Yeah no one's going to offer 4k over QAM at this point so any device that can stream 4k over IP via an app will work. Tivo won't, at least not with cable.


----------



## dianebrat (Jul 6, 2002)

slowbiscuit said:


> Yeah no one's going to offer 4k over QAM at this point so any device that can stream 4k over IP via an app will work. Tivo won't, at least not with cable.
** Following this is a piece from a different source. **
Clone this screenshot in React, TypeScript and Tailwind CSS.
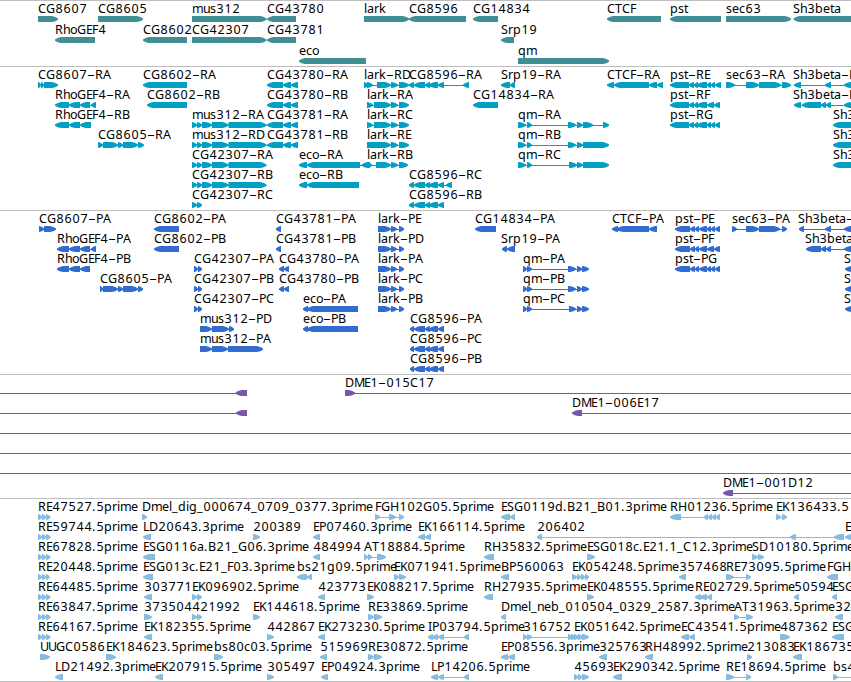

That's a pretty definitive answer considering Verizon is doing it albeit on a limited basis for almost 2 years now, so it's not "no one" it's "almost no one"


----------



## terpfan1980 (Jan 28, 2002)

Even with Verizon, it's gotten to be pretty rare that they actually broadcast anything in 4K. It gets used for "special events" (mostly sporting events) and such, but otherwise it typically just has a message that nothing is being broadcast *at this time*.

I'd love to see more content there, but given the bandwidth it uses, I can understand why it mainly is not used.

I also continue to have hopes that we'll see more content via ATSC 3.0 but ain't holding my breath on that. I have the appropriate HDHomerun device to receive same, but the content isn't there *yet* in my area. Coming soon (by end of the month if it doesn't get delayed again), but mostly just waiting for same.


----------



## cwoody222 (Nov 13, 1999)

It’s not just kit used due to bandwidth, it’s also because not much is filmed.

Live sporting events have used 4k equipment even less this pst year due to the pandemic. The Super Bowl didn’t even have a 4k feed and CBS specified staffing concerns as the reason.


----------



## wmcbrine (Aug 2, 2003)

Fios has actually added a third 4K channel (1497), although it remains part-time.


----------